With the newly signed agreement extending until 2018,
the UAS has the opportunity to send two mechanical engineering students
to work at CERN for a summer and participate in designing the Large
Hadron Collider (LHC) in a student project.
Principal Lecturer Lauri
Kantola (mechanical engineering), Senior Lecturer Kenneth Karlsson (information
and communication technology) and Senior Lecturer Ari Pikkarainen (mechanical
engineering) worked for a while at CERN in previously agreed cooperation
projects just before the new agreement was signed.
The mechanical
engineering project concentrated on cryostat, which can be used to test
the properties of various materials near the absolute-zero temperature
(4.2 Kelvin). The structure of cryostat is re-designed to suit various
testing methods. This work is carried out in Finland as students'
theses.
The prototype of the virtual model manufactured for CERN by
the information and communication technology training laboratory
received excellent feedback. Virtualisation cooperation was also
discussed with the persons responsible for the publication of the open
data of the CMS test.
Lapland UAS and CERN aim to establish a
permanent cooperation relationship, whereby the various fields of the
UAS can realise projects together with CERN. With the agreement, degree
programmes can sign covered agreements to define the work to be carried
out in more detail. The information and communication technology
training is preparing its own covered agreement.
Lapland University
of Applied Sciences Rector Martti Lampela and CERN Head of Engineering
Roberto Saban signed the cooperation agreement at CERN headquarters in
Switzerland on 3 December 2015.
More information:
Senior Teacher Lauri Kantola (mechanical engineering, Kemi), tel. +358 50 337 6901
Lecturer Kenneth Karlsson (information and communication technology, Rovaniemi), tel. +358 40 726 6871
Lecturer Ari Pikkarainen (mechanical engineering, Kemi), tel. +358 50 310 9437
Emails are in the format firstname.lastname@lapinamk.fi.
Photos: CERN
Background
CERN (Conseil Européen pour la Recherche Nucléaire)
studies
the basic structure of the universe.
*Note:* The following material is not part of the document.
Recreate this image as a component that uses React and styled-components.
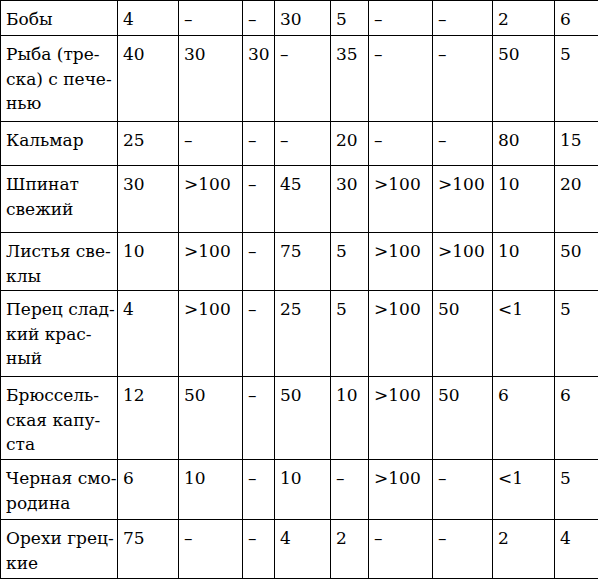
import React from 'react'
import styled, { createGlobalStyle } from 'styled-components'

const GlobalStyle = createGlobalStyle`
  html, body {
    margin: 0;
    padding: 0;
    background: #fff;
  }
`

const Table = styled.table`
  border-collapse: collapse;
  table-layout: fixed;
  width: 598px;
  font-family: 'DejaVu Serif', 'Liberation Serif', serif;
  font-size: 17px;
  line-height: 24.5px;
  color: #000;
`

const Row = styled.tr`
  height: ${(p) => p.$h}px;
`

const Cell = styled.td`
  border: 1.5px solid #000;
  padding: 6px 0 0 5px;
  vertical-align: top;
  white-space: nowrap;
  overflow: hidden;
`

const widths = [117, 61, 64, 32, 56, 38, 64, 60, 62, 44]

const rows = [
  { h: 35, name: ['Бобы'], v: ['4', '–', '–', '30', '5', '–', '–', '2', '6'] },
  { h: 86, name: ['Рыба (тре-', 'ска) с пече-', 'нью'], v: ['40', '30', '30', '–', '35', '–', '–', '50', '5'] },
  { h: 44, name: ['Кальмар'], v: ['25', '–', '–', '–', '20', '–', '–', '80', '15'] },
  { h: 67, name: ['Шпинат', 'свежий'], v: ['30', '>100', '–', '45', '30', '>100', '>100', '10', '20'] },
  { h: 58, name: ['Листья све-', 'клы'], v: ['10', '>100', '–', '75', '5', '>100', '>100', '10', '50'] },
  { h: 86, name: ['Перец слад-', 'кий крас-', 'ный'], v: ['4', '>100', '–', '25', '5', '>100', '50', '<1', '5'] },
  { h: 83, name: ['Брюссель-', 'ская капу-', 'ста'], v: ['12', '50', '–', '50', '10', '>100', '50', '6', '6'] },
  { h: 60, name: ['Черная смо-', 'родина'], v: ['6', '10', '–', '10', '–', '>100', '–', '<1', '5'] },
  { h: 59, name: ['Орехи грец-', 'кие'], v: ['75', '–', '–', '4', '2', '–', '–', '2', '4'] },
]

const App = () => {
  return (
    <>
      <GlobalStyle />
      <Table>
        <colgroup>
          {widths.map((w, i) => (
            <col key={i} style={{ width: w }} />
          ))}
        </colgroup>
        <tbody>
          {rows.map((r, i) => (
            <Row key={i} $h={r.h}>
              <Cell>
                {r.name.map((line, j) => (
                  <React.Fragment key={j}>
                    {j > 0 && <br />}
                    {line}
                  </React.Fragment>
                ))}
              </Cell>
              {r.v.map((val, j) => (
                <Cell key={j}>{val}</Cell>
              ))}
            </Row>
          ))}
        </tbody>
      </Table>
    </>
  )
}

export default App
The physicists and engineers
working at CERN have available the world's most extensive research
technology to study the essence of matter and the forces holding it
together. 21 countries are members states of the organization. Finland
became a CERN member in 1991. Among other inventions, the World Wide Web
and the particle collider have been developed at CERN.
LHC (Large Hadron Collider)
is
the world's largest particle accelerator. It is 27km long, and it is
used to study the Big Bang and the moment just after it. With the
accelerator and its test stations, collisions of various particle beams
and the phenomena and particles created in them can be studied.